Similarity Metrics (Mathematical Foundations) · Topic 57

Normalized vs. Unnormalized distance scores

Normalized scores lie in a known, bounded range (e.g. cosine similarity in [−1, 1], or angular distance in [0, π]). Unnormalized scores (e.g. raw dot product or L2 distance) can grow with vector dimension and magnitude, so their scale depends on your data and embedding model.

Summary

Normalized scores make thresholding easier (“cosine > 0.8” is portable). Unnormalized L2/dot product vary with dimension and normalization—document which you use.
Ranking is often what matters: order is the same for cosine and dot product when vectors are pre-normalized. APIs may rescale to 0–1 for display.
Cosine is in [−1, 1]; L2 is unbounded above. Document score type and range in APIs and config so thresholds are interpretable.
Pipeline: normalize at ingest/query for bounded scores, or document “raw” metric and scale so downstream can set thresholds correctly.
Trade-off: bounded scores (cosine) simplify thresholding; raw L2/dot product can be faster but need per-model threshold tuning.

Why normalized scores help

Normalized scores make thresholding and interpretation easier: “cosine > 0.8” is a portable rule of thumb across many setups, even if the exact best threshold still depends on the task. Unnormalized L2 or dot product can vary with embedding dimension, normalization of the vectors, and model; a “good” threshold for 384-d vectors may not work for 768-d or for unnormalized outputs.

So when you expose scores to users or downstream systems, documenting whether they are normalized (and which metric) avoids confusion. Practical tip: if your API returns “similarity” in 0–1, document whether that is rescaled cosine, dot product, or something else so that thresholding and A/B tests use comparable cutoffs.
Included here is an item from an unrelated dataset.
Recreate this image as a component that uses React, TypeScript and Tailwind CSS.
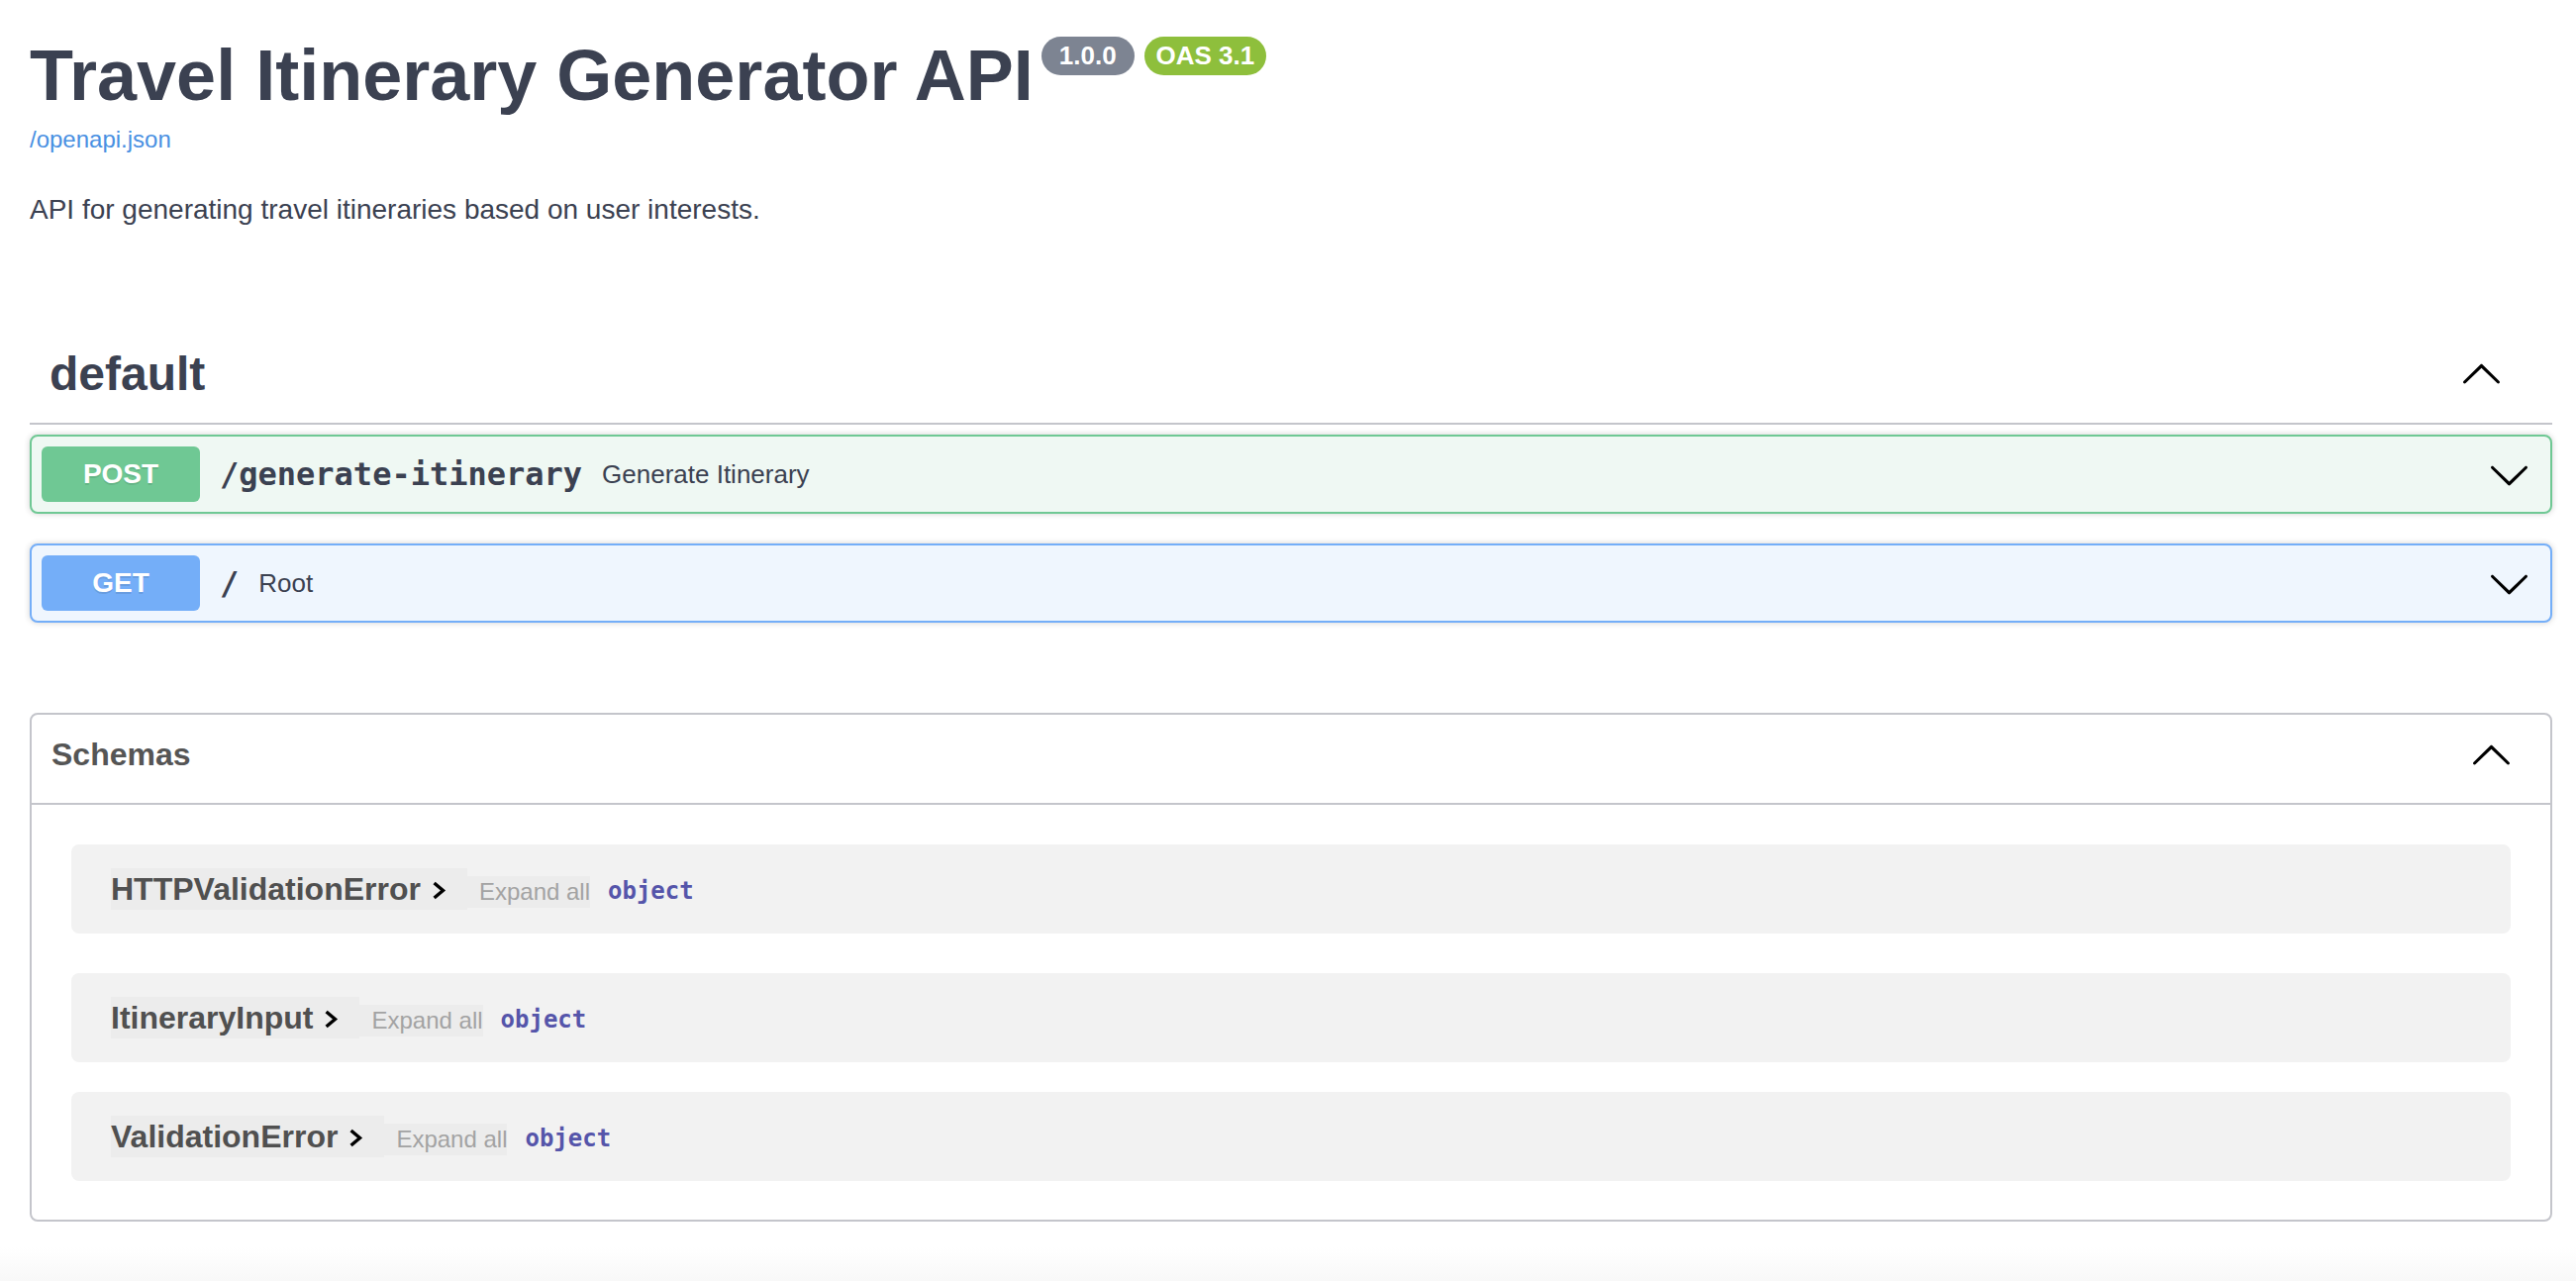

Ranking and API presentation

For vector databases, ranking is often what matters: the order of neighbors is the same for cosine and dot product when vectors are pre-normalized. So internally the DB may store normalized vectors and return dot product (unnormalized in the sense of not dividing by norms again) for speed, while the API might present a “similarity” in a 0–1 range by rescaling.

Understanding whether your scores are normalized or not helps you set thresholds and compare across queries or collections. Trade-off: normalized scores (e.g. cosine) are bounded and portable; unnormalized L2 or dot product can be faster to compute (no extra norm) but require per-model or per-collection threshold tuning. Thresholding and how to define a good match score guide choosing cutoffs.

Pipeline summary: at ingest and query, either normalize (for bounded cosine-like scores) or document the raw metric and typical scale. Expose score type and range in API docs so clients can set thresholds; when changing embedding model or dimension, recalibrate. Impact of distance metrics on recall is about retrieval completeness; normalized vs. unnormalized is about score interpretation—both affect end quality.

Frequently Asked Questions

What is a normalized score?

One in a fixed range (e.g. cosine in [−1, 1], or 0–1 after rescaling). Same scale across queries and collections for that metric.

Why does my dot product vary so much across queries?

Dot product depends on vector norms and dimension. If vectors aren’t normalized, scores scale with magnitude; normalize for stable scale or use cosine.

Can the DB return “similarity” when it uses dot product?

Yes. It can store normalized vectors, compute dot product internally, and map the result to a 0–1 “similarity” in the API for consistency.

Do I need to normalize for thresholding?

Not strictly, but normalized scores (e.g. cosine) make it easier to pick and reuse thresholds across models and dimensions.